» **Requirement**
Which lines in the records below contain the word "screenshot"? Copy each of them.

» **Input for this task**
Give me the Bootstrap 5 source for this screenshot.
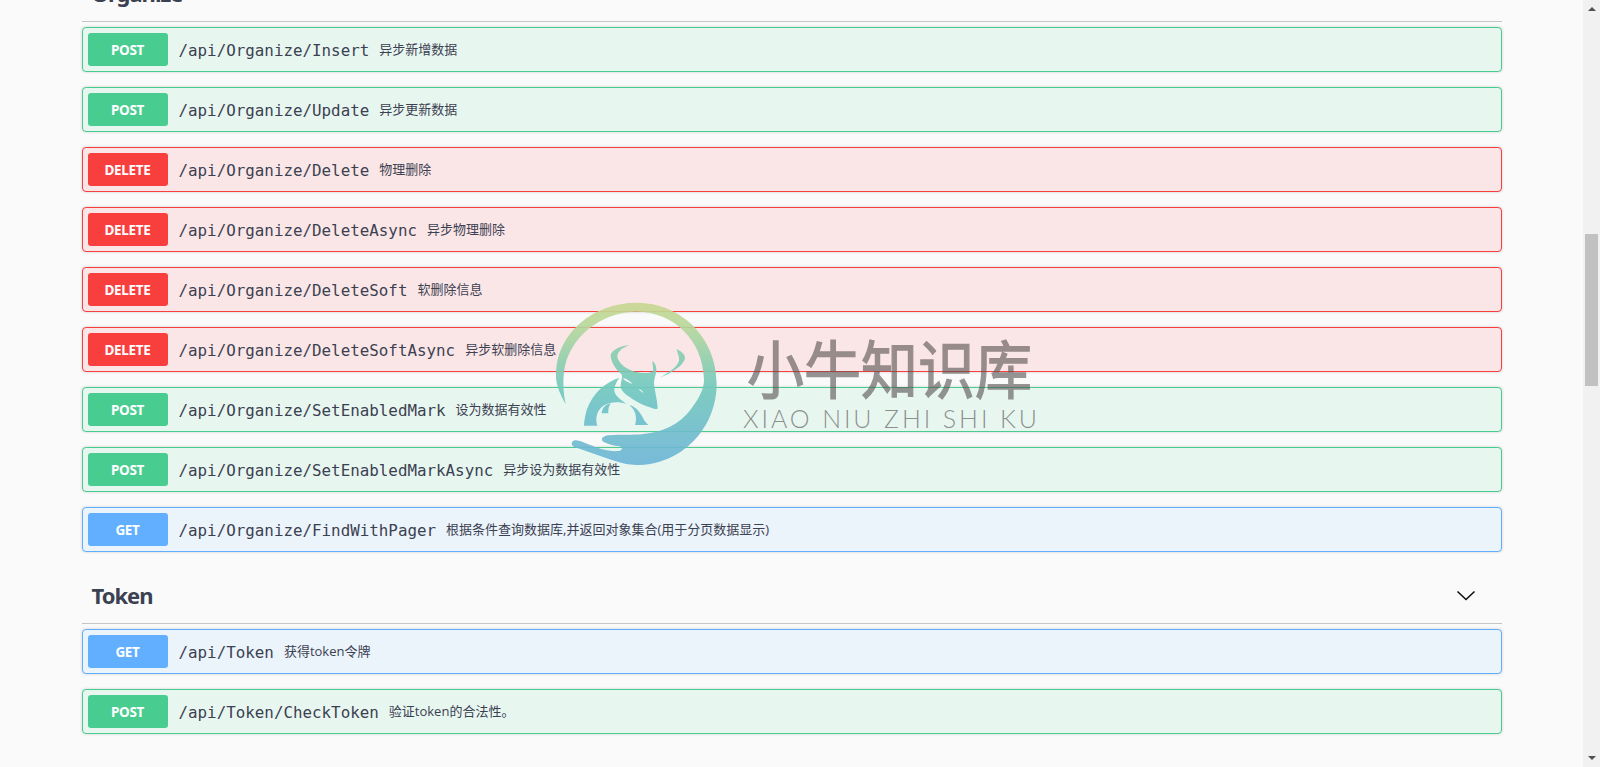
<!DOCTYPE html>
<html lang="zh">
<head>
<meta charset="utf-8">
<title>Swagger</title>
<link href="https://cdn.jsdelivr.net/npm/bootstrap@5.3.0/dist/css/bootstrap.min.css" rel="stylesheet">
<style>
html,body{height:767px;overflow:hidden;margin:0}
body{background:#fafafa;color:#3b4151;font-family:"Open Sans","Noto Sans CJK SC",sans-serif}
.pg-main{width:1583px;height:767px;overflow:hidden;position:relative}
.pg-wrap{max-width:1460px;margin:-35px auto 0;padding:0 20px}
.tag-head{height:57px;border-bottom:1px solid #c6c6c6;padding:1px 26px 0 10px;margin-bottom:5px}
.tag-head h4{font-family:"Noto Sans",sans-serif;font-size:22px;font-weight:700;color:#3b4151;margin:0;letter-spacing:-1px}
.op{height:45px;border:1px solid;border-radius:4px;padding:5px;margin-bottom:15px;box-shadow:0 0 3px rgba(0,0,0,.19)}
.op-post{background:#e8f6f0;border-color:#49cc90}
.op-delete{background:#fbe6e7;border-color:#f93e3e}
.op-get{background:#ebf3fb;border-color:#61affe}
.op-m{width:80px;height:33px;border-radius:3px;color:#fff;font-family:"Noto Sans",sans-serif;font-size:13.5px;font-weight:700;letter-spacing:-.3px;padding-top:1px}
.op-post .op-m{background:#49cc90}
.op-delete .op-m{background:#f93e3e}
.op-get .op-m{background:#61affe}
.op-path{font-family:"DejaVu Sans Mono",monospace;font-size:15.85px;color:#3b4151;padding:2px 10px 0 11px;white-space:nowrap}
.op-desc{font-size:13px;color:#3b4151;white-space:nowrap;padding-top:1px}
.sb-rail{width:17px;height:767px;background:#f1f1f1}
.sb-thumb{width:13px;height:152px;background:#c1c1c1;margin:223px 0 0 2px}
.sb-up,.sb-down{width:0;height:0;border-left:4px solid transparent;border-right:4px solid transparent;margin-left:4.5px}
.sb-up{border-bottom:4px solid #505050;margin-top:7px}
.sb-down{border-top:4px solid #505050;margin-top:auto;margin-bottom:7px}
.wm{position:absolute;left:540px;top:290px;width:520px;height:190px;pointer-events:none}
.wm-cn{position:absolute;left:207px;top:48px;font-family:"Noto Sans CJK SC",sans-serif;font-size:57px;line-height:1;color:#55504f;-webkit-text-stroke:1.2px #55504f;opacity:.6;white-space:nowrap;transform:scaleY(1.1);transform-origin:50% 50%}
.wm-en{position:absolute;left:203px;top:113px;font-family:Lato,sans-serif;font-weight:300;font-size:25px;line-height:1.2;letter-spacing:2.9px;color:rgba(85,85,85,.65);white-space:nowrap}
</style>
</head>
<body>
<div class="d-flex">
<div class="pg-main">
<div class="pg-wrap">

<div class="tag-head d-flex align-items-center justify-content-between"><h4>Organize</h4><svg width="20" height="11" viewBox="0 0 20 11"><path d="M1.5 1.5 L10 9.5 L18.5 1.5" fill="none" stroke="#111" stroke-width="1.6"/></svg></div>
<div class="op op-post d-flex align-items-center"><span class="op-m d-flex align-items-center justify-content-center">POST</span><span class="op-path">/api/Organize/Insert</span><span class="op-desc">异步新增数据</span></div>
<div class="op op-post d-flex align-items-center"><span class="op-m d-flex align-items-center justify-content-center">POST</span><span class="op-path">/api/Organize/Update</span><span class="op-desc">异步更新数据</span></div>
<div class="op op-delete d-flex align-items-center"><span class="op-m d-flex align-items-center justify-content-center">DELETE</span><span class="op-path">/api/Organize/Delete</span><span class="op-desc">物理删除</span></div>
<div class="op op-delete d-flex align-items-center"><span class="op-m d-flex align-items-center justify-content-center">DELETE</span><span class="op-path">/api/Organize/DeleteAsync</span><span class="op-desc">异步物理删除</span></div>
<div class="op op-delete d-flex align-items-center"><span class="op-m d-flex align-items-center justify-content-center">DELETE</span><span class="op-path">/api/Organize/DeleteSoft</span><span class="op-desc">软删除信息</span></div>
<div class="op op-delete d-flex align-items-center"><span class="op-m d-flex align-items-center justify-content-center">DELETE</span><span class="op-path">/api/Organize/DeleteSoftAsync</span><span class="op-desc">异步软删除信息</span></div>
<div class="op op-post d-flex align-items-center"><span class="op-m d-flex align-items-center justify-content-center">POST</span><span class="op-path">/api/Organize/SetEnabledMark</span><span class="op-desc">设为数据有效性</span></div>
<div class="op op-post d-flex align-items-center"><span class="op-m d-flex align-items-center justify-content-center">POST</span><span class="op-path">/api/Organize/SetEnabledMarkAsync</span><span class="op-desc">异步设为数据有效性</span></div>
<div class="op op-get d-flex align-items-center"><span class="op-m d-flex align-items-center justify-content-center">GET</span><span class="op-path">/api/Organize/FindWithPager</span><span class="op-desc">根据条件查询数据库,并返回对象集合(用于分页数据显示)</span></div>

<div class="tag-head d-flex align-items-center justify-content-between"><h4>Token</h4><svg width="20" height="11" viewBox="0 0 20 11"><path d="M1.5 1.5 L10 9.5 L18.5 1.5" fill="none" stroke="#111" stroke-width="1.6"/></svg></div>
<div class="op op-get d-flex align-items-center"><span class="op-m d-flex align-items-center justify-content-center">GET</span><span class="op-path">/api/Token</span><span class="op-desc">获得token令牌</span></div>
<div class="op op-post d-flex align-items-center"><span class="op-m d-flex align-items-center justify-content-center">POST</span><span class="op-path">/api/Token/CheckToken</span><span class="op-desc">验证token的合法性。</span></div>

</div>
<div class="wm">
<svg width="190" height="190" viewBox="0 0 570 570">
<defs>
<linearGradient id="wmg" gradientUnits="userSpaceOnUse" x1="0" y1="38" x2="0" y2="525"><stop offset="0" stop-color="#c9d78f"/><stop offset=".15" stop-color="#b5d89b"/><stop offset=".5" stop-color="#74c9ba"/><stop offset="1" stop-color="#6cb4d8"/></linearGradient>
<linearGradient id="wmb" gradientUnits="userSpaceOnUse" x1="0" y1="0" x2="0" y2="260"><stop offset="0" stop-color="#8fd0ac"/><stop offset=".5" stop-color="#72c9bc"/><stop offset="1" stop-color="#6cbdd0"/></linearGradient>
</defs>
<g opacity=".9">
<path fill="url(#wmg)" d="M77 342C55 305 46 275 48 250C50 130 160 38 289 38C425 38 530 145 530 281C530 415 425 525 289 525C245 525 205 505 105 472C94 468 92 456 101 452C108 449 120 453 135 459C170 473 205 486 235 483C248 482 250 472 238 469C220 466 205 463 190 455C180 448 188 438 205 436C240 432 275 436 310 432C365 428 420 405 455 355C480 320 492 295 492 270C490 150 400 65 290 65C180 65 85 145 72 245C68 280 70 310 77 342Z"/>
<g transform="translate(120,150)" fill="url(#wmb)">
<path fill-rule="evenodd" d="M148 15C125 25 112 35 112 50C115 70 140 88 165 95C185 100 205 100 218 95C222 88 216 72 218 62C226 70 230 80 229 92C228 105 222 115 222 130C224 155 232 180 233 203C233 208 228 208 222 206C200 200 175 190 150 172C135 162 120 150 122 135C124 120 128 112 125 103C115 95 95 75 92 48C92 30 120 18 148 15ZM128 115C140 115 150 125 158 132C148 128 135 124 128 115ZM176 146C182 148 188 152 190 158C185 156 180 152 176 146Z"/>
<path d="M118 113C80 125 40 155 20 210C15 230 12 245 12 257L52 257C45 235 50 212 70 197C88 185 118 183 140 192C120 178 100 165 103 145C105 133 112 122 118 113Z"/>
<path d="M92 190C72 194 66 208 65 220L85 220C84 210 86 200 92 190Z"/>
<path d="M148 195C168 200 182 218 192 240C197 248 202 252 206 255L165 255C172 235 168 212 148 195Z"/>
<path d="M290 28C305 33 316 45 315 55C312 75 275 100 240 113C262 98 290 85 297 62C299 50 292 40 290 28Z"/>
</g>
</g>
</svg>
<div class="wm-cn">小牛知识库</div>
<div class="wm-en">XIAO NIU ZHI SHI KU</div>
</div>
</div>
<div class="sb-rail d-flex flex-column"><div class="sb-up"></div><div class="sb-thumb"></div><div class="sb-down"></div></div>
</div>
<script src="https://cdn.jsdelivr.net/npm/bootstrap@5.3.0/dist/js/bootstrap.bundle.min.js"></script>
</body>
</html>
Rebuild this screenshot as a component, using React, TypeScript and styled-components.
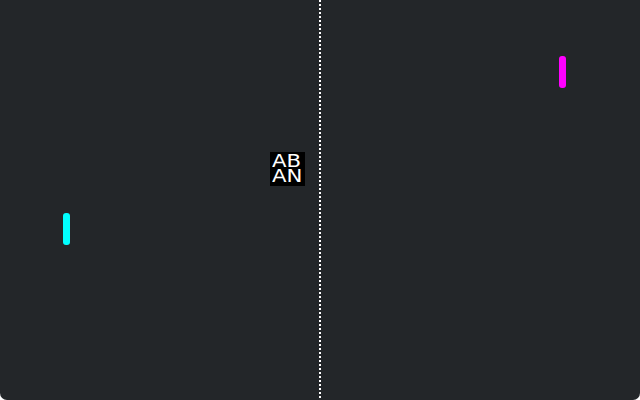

» **Response**
Give me the Bootstrap 5 source for this screenshot.
Rebuild this screenshot as a component, using React, TypeScript and styled-components.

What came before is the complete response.